- _COLLECTED DATA_:
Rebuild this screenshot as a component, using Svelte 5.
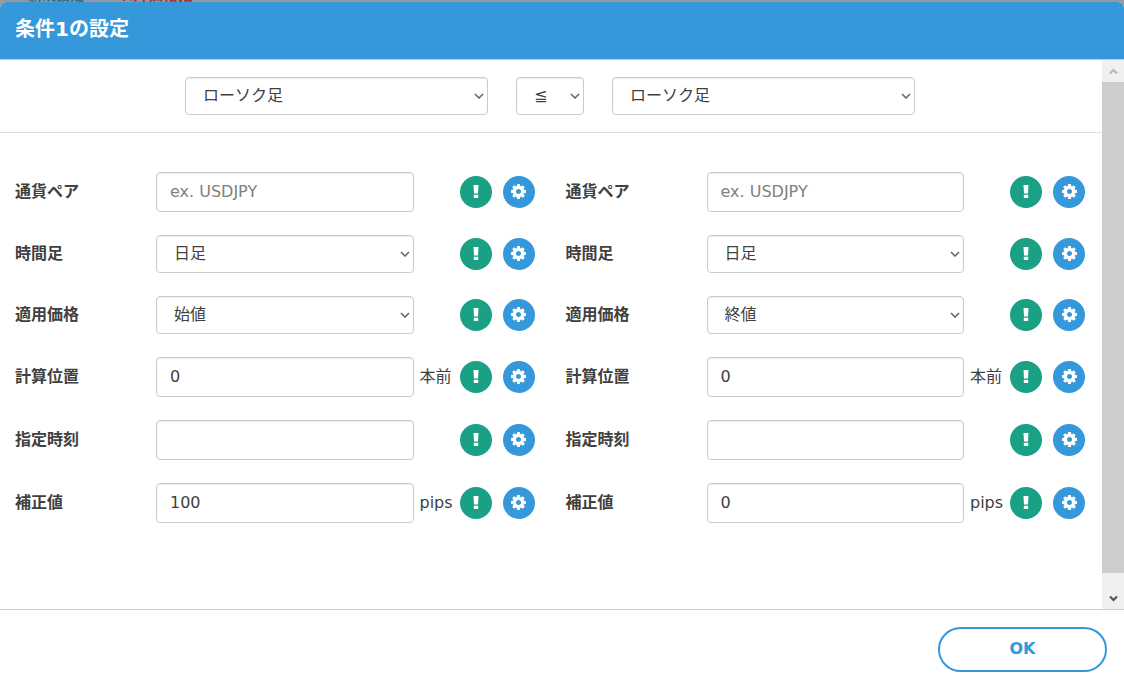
<script>
	let conditions = [
		{ id: 'left', type: 'ローソク足', price: '始値', shift: '0', time: '', offset: '100', pair: '', timeframe: '日足' },
		{ id: 'right', type: 'ローソク足', price: '終値', shift: '0', time: '', offset: '0', pair: '', timeframe: '日足' }
	]
	let operator = '≦'

	const types = ['ローソク足', '移動平均', 'RSI']
	const operators = ['≦', '<', '=', '>', '≧']

	const fields = [
		{ key: 'pair', label: '通貨ペア', placeholder: 'ex. USDJPY' },
		{ key: 'timeframe', label: '時間足', options: ['1分足', '1時間足', '日足', '週足'] },
		{ key: 'price', label: '適用価格', options: ['始値', '高値', '安値', '終値'] },
		{ key: 'shift', label: '計算位置', unit: '本前' },
		{ key: 'time', label: '指定時刻' },
		{ key: 'offset', label: '補正値', unit: 'pips' }
	]
</script>

<div class="page">
	<div class="backdrop" aria-hidden="true">
		<span class="behind">新規設定</span>
		<span class="behind required">以外価格指</span>
	</div>

	<div class="modal" role="dialog" aria-labelledby="title">
		<header>
			<h1 id="title">条件1の設定</h1>
		</header>

		<div class="body">
			<div class="content">
				<div class="compare">
					<select class="type" aria-label="左辺" bind:value={conditions[0].type}>
						{#each types as type}
							<option>{type}</option>
						{/each}
					</select>
					<select class="operator" aria-label="比較" bind:value={operator}>
						{#each operators as op}
							<option>{op}</option>
						{/each}
					</select>
					<select class="type" aria-label="右辺" bind:value={conditions[1].type}>
						{#each types as type}
							<option>{type}</option>
						{/each}
					</select>
				</div>

				<div class="columns">
					{#each conditions as condition}
						<div class="column">
							{#each fields as field}
								<div class="row">
									<label for="{condition.id}-{field.key}">{field.label}</label>
									{#if field.options}
										<select id="{condition.id}-{field.key}" bind:value={condition[field.key]}>
											{#each field.options as option}
												<option>{option}</option>
											{/each}
										</select>
									{:else}
										<input
											id="{condition.id}-{field.key}"
											type="text"
											placeholder={field.placeholder}
											bind:value={condition[field.key]}
										/>
									{/if}
									<span class="unit">{field.unit || ''}</span>
									<div class="actions">
										<button class="round info" type="button" aria-label="説明">
											<svg width="6" height="13" viewBox="0 0 6 13">
												<path d="M.5 0h5L5 8.500H1zM.8 9.800h4.400V13H.8z" />
											</svg>
										</button>
										<button class="round config" type="button" aria-label="設定">
											<svg width="15" height="15" viewBox="0 0 1536 1536">
												<path
													d="M1024 768q0-106-75-181t-181-75-181 75-75 181 75 181 181 75 181-75 75-181zm512-109v222q0 12-8 23t-20 13l-185 28q-19 54-39 91 35 50 107 138 10 12 10 25t-9 23q-27 37-99 108t-94 71q-12 0-26-9l-138-108q-44 23-91 38-16 136-29 186-7 28-36 28H657q-14 0-24.500-8.500T621 1506l-28-184q-49-16-90-37l-141 107q-10 9-25 9-14 0-25-11-126-114-165-168-7-10-7-23 0-12 8-23 15-21 51-66.500t54-70.500q-27-50-41-99L29 913q-13-2-21-12.500T0 877V655q0-12 8-23t19-13l186-28q14-46 39-92-40-57-107-138-10-12-10-24 0-10 9-23 26-36 98.500-107.500T337 135q13 0 26 10l138 107q44-23 91-38 16-136 29-186 7-28 36-28h222q14 0 24.500 8.500T915 30l28 184q49 16 90 37l142-107q9-9 24-9 13 0 25 10 129 119 165 170 7 8 7 22 0 12-8 23-15 21-51 66.500t-54 70.500q26 50 41 98l183 28q13 2 21 12.500t8 23.500z"
												/>
											</svg>
										</button>
									</div>
								</div>
							{/each}
						</div>
					{/each}
				</div>
			</div>

			<div class="scrollbar" aria-hidden="true">
				<svg class="up" width="22" height="22" viewBox="0 0 22 22">
					<path d="M8 13.500L11.500 10l3.500 3.500" />
				</svg>
				<div class="thumb"></div>
				<svg class="down" width="22" height="22" viewBox="0 0 22 22">
					<path d="M8 9.500l3.500 3.500L15 9.500" />
				</svg>
			</div>
		</div>

		<footer>
			<button class="ok" type="button">OK</button>
		</footer>
	</div>
</div>

<style>
	:global(body) {
		margin: 0;
		color: #404040;
		font-family: 'DejaVu Sans', 'Noto Sans CJK JP', sans-serif;
		font-size: 16px;
	}
	.page {
		display: flex;
		flex-direction: column;
		min-height: 100vh;
		background: #999;
	}
	.backdrop {
		display: flex;
		align-items: flex-end;
		gap: 34px;
		height: 2px;
		padding-left: 28px;
		overflow: hidden;
	}
	.behind {
		color: #2d7088;
		font-size: 14px;
		font-weight: bold;
		line-height: 14px;
	}
	.required {
		color: #a33;
		font-size: 15px;
	}
	.modal {
		flex: 1;
		display: flex;
		flex-direction: column;
		border-radius: 6px 6px 0 0;
		background: #fff;
		overflow: hidden;
	}
	header {
		padding: 13px 15px 16px;
		border-bottom: 1px solid #b5cfe2;
		background: #3498db;
	}
	h1 {
		margin: 0;
		color: #fff;
		font-size: 20px;
		line-height: 28px;
	}
	.body {
		flex: 1;
		display: flex;
	}
	.content {
		flex: 1;
		min-width: 0;
	}
	.compare {
		display: flex;
		justify-content: center;
		gap: 28px;
		padding: 17px 16px 17px 14px;
		border-bottom: 1px solid #ddd;
	}
	.columns {
		display: grid;
		grid-template-columns: 1fr 1fr;
		padding: 39px 1px 39px 0;
	}
	.column {
		display: flex;
		flex-direction: column;
		gap: 23px;
		padding: 0 16px 0 15px;
	}
	.row {
		display: grid;
		grid-template-columns: 141px 1fr 46px 75px;
		align-items: center;
	}
	label {
		font-weight: bold;
		line-height: 24px;
	}
	input,
	select {
		box-sizing: border-box;
		width: 100%;
		height: 38px;
		padding: 0 13px 2px;
		border: 1px solid #ccc;
		border-radius: 4px;
		background-color: #fff;
		box-shadow: inset 0 1px 1px rgba(0, 0, 0, 0.08);
		color: #404040;
		font: inherit;
	}
	select {
		appearance: none;
		padding-left: 17px;
		background-image: url("data:image/svg+xml,%3Csvg xmlns='http://www.w3.org/2000/svg' width='10' height='6' viewBox='0 0 10 6'%3E%3Cpath d='M1 1l4 4 4-4' fill='none' stroke='%23666' stroke-width='1.600'/%3E%3C/svg%3E");
		background-repeat: no-repeat;
		background-position: right 3px center;
	}
	input {
		height: 40px;
	}
	input::placeholder {
		color: #808080;
	}
	.type {
		width: 303px;
	}
	.operator {
		width: 68px;
	}
	.unit {
		padding-left: 6px;
		line-height: 24px;
	}
	.actions {
		display: flex;
		gap: 11px;
	}
	.round {
		display: flex;
		align-items: center;
		justify-content: center;
		width: 32px;
		height: 32px;
		padding: 0 0 2px;
		border: 0;
		border-radius: 50%;
		fill: #fff;
		cursor: pointer;
	}
	.info {
		background: #1aa085;
	}
	.config {
		background: #3498db;
	}
	.scrollbar {
		display: flex;
		flex-direction: column;
		width: 22px;
		background: #f0f0f0;
	}
	.scrollbar path {
		fill: none;
		stroke: #b8b8b8;
		stroke-width: 2;
	}
	.scrollbar .down path {
		stroke: #505050;
	}
	.thumb {
		flex: 1;
		margin-bottom: 14px;
		background: #cdcdcd;
	}
	footer {
		display: flex;
		justify-content: flex-end;
		padding: 17px 17px 21px;
		border-top: 1px solid #ccc;
	}
	.ok {
		width: 169px;
		height: 45px;
		padding: 0 0 2px;
		border: 2px solid #3498db;
		border-radius: 23px;
		background: #fff;
		color: #3498db;
		font: inherit;
		font-weight: bold;
		cursor: pointer;
	}
</style>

- _WHAT THE EXERCISE ASKS_: Starting at the top of the listing above, reproduce each line up to and including the one with "const operators = ['≦', '<', '=', '>', '≧']"; omit the pictures.

- _RESPONSE TO THIS TASK_:
Rebuild this screenshot as a component, using Svelte 5.
<script>
	let conditions = [
		{ id: 'left', type: 'ローソク足', price: '始値', shift: '0', time: '', offset: '100', pair: '', timeframe: '日足' },
		{ id: 'right', type: 'ローソク足', price: '終値', shift: '0', time: '', offset: '0', pair: '', timeframe: '日足' }
	]
	let operator = '≦'

	const types = ['ローソク足', '移動平均', 'RSI']
	const operators = ['≦', '<', '=', '>', '≧']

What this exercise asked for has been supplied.